* The request
In the data below, find every line that has the string "components", and copy it.

* Provided records
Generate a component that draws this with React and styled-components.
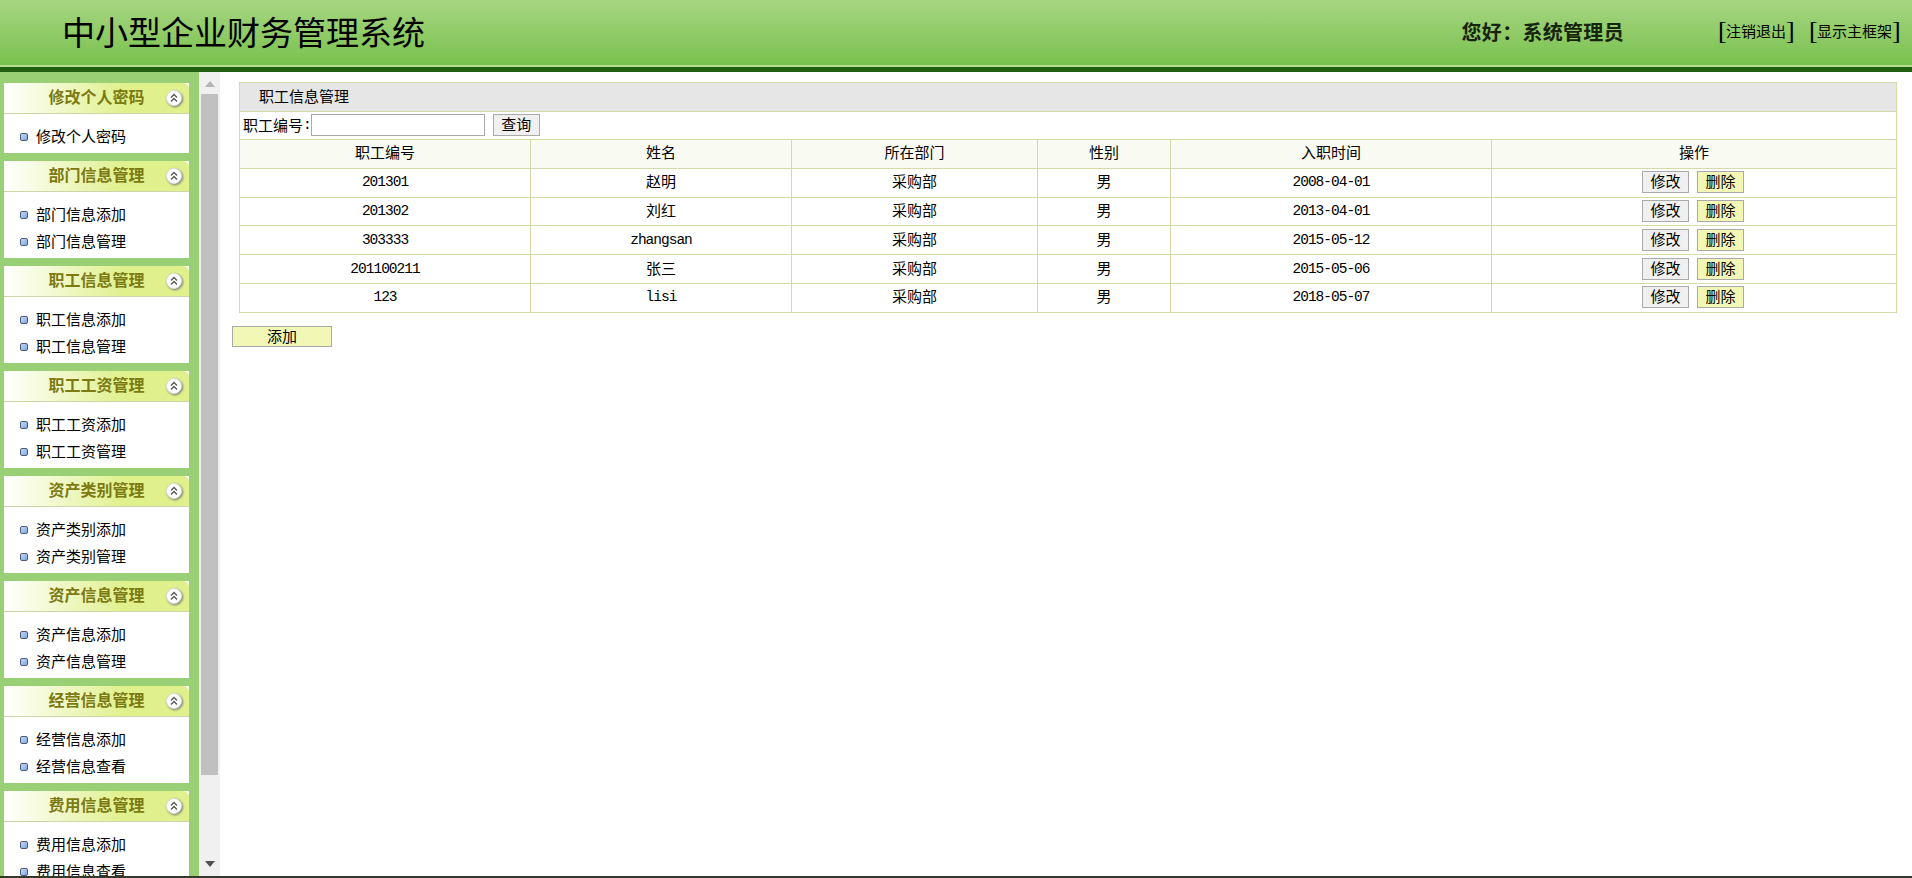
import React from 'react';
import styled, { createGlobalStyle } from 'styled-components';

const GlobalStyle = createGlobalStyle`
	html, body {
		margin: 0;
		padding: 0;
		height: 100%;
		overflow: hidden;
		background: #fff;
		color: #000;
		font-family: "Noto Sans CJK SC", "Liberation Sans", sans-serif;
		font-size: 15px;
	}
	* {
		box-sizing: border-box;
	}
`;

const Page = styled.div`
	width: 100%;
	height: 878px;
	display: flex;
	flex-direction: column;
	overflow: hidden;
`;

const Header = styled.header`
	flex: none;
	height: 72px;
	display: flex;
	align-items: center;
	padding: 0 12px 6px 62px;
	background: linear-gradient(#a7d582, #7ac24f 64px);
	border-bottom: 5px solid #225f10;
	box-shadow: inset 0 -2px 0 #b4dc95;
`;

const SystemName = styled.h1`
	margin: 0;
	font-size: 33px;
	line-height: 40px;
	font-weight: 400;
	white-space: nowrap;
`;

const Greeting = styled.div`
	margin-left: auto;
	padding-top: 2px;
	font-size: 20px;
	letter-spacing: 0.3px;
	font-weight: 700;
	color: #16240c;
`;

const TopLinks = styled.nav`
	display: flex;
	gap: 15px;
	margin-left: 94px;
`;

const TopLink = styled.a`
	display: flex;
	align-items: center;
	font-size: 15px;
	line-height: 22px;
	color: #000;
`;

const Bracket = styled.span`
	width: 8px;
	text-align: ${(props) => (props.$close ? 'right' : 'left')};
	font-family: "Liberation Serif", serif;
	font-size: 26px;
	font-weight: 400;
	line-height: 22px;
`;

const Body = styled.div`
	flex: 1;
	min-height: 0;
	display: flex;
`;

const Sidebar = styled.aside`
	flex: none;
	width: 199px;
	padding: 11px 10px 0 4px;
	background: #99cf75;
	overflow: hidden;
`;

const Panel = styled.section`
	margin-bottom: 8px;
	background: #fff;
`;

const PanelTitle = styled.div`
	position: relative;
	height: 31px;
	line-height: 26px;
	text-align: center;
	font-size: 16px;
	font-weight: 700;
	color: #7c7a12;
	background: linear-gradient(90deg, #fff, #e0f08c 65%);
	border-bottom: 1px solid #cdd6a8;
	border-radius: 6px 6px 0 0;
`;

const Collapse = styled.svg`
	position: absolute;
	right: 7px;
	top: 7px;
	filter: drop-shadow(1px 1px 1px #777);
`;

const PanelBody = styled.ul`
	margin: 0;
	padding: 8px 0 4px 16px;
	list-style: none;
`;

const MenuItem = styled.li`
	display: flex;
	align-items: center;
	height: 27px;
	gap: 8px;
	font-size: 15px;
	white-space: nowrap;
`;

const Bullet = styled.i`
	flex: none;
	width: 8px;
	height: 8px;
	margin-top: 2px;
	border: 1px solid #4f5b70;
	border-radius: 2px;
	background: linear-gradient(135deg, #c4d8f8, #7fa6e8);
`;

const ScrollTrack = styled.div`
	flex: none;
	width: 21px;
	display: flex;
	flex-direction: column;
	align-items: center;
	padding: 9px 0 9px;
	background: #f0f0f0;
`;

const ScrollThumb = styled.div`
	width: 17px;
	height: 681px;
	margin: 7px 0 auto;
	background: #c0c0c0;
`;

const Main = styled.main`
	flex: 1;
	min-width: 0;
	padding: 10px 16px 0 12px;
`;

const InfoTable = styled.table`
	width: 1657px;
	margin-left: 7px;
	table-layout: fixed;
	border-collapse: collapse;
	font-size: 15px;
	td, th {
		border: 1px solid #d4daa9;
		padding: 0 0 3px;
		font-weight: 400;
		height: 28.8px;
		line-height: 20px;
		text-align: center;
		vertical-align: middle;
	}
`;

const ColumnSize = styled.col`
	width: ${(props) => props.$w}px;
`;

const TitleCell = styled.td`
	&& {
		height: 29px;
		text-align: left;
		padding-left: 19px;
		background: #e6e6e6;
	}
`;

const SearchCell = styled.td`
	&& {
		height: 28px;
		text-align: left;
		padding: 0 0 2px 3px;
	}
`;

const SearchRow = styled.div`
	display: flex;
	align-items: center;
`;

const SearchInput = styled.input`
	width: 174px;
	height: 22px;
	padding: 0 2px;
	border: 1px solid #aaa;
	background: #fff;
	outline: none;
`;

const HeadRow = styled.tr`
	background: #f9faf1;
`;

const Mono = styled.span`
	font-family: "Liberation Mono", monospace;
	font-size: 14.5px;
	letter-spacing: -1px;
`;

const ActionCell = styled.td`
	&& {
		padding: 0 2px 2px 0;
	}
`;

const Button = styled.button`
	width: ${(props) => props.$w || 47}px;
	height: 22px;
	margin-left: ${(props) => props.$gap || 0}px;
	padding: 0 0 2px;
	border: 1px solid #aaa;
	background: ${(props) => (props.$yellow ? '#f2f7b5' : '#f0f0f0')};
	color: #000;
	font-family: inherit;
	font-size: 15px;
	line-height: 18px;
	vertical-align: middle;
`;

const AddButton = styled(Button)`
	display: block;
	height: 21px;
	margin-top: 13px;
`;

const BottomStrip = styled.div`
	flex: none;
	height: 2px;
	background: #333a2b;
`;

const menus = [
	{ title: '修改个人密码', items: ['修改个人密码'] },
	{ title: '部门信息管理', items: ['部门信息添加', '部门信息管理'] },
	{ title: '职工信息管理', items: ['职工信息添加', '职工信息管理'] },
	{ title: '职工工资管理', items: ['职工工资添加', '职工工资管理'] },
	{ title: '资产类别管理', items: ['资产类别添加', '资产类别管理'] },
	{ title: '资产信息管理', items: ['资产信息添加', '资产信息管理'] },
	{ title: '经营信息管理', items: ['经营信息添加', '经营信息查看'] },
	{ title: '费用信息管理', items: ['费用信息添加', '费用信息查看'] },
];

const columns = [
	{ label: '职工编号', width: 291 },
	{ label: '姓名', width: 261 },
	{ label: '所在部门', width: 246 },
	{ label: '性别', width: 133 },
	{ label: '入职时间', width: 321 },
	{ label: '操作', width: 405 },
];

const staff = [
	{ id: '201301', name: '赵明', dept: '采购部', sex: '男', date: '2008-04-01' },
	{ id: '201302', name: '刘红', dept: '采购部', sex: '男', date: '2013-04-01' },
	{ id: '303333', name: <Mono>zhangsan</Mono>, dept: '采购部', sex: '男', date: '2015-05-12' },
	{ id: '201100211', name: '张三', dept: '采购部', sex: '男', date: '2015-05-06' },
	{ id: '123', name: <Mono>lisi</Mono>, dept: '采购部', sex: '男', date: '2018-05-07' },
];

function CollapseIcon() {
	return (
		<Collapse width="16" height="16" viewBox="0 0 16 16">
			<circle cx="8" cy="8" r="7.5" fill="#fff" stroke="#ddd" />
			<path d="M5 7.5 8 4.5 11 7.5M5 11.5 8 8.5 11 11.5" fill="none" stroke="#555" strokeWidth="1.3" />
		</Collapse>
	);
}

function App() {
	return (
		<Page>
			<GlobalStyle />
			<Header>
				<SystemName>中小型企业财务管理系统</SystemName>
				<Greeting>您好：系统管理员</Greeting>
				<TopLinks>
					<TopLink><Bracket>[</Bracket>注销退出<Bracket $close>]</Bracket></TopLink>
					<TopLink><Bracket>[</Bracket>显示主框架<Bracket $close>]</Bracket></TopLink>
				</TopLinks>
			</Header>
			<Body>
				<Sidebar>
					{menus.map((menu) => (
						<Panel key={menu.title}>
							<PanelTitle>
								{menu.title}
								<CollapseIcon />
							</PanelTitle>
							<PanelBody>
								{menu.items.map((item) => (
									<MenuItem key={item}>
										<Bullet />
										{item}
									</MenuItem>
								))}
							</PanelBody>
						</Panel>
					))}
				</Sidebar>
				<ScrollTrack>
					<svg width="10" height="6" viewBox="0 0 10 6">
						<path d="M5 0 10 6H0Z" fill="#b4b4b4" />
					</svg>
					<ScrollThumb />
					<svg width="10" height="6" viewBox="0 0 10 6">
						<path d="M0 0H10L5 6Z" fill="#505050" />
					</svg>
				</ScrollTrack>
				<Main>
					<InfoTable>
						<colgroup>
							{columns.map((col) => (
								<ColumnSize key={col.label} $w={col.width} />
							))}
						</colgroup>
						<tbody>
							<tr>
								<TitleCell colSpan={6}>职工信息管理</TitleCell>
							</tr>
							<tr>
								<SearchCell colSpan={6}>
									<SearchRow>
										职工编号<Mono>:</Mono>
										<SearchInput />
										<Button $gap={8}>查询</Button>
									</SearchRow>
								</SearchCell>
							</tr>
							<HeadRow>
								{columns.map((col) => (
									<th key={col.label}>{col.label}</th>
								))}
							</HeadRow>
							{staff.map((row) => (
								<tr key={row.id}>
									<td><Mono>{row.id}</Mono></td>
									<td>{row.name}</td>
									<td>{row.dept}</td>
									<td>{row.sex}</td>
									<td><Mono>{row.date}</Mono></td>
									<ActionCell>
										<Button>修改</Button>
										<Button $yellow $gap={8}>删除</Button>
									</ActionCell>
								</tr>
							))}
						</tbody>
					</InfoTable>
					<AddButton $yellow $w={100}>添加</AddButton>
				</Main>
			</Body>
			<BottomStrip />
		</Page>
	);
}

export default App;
---
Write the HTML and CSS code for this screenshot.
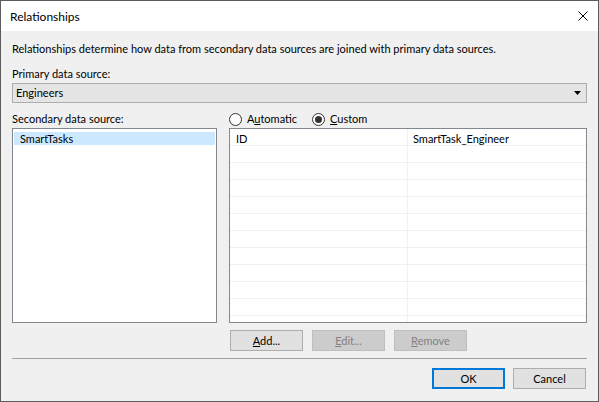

* Solution for this task
Generate a component that draws this with React and styled-components.
import styled, { createGlobalStyle } from 'styled-components';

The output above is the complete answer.